The British decision to go to war with Germany and Austria-Hungary was not guided by an objective evaluation of the two sides’ respective strategic strengths and weaknesses. Those in Washington urging confrontation with China are likewise guided more by emotion than reason.
Beijing expects that the immediate threat to China will come from the U.S. Navy’s Pacific Fleet and America’s Air Force. Consequently, Beijing invested heavily over the last two decades in the combination of layered air defenses and a vast arsenal of ground-based tactical and intermediate range surface-to-surface precision-guided missiles, rockets, and loitering munitions linked to persistent space and terrestrial-based intelligence, surveillance, and reconnaissance (ISR-Strike) platforms.
In a confrontation over Taiwan, the U.S. Navy’s surface fleet would have to operate far from China’s coastline to avoid the PLA’s missile strikes, severely limiting the surface fleet’s ability to influence events ashore inside China. Washington could still blockade China’s Pacific Coast, but to do so, it would have to rely primarily on its nuclear-powered attack submarines in deep water.
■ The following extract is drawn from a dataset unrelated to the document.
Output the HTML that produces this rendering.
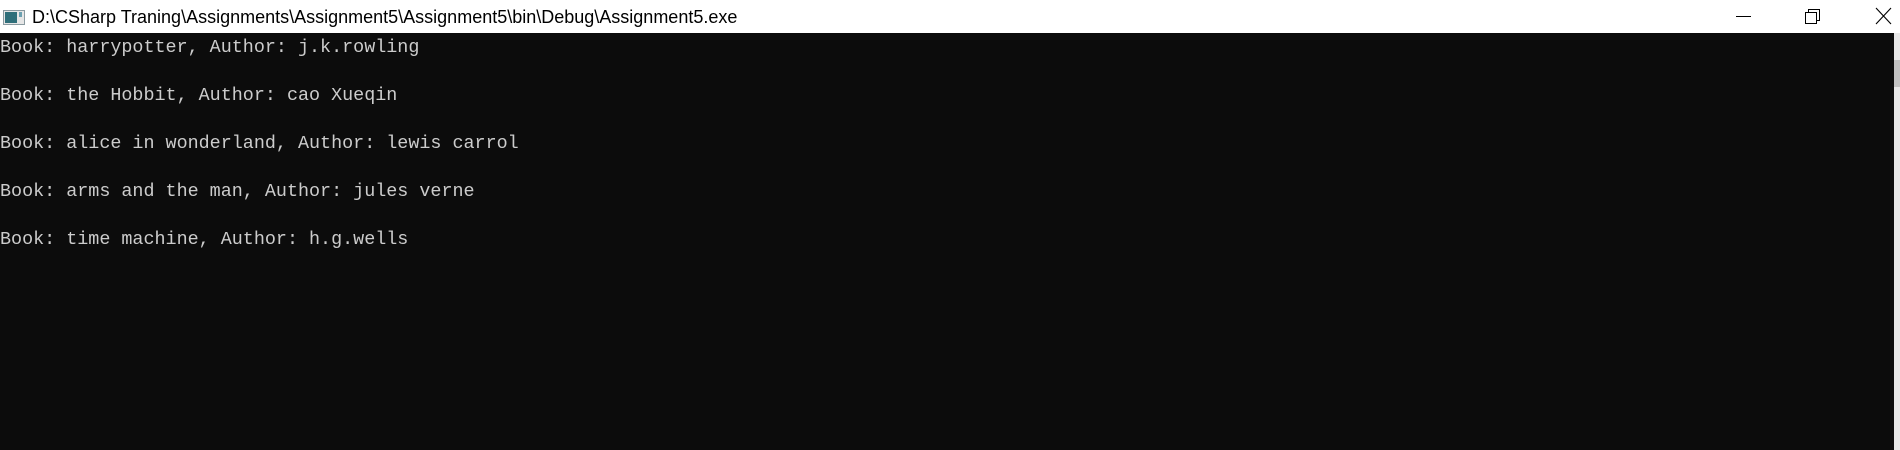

But a blockade would not nullify China’s principal strategic advantage. The depth of its continental position with a friendly, resource-rich Russia to the north suggests that a blockade is unlikely to succeed. Based on the expenditure rates oft munitions and precision-guided weapon systems of all kinds in Ukraine, current U.S. inventories of precision-guided missiles and munitions would be exhausted quickly. Unrealistic thinking about the demands of modern warfare combined with a false sense of moral superiority irreparably harmed the British Empire, and eventually reduced Great Britain to the status of a second-rate power. The question for Americans is whether the leadership in Washington, D.C. is not unlike a brontosaurus with a body that’s 50 yards long and a brain the size of a pin. With each passing day, it becomes more critical for Americans with common sense to replace the pin-brains running the show inside the beltway before they march Americans down the ruinous path the British took in 1914.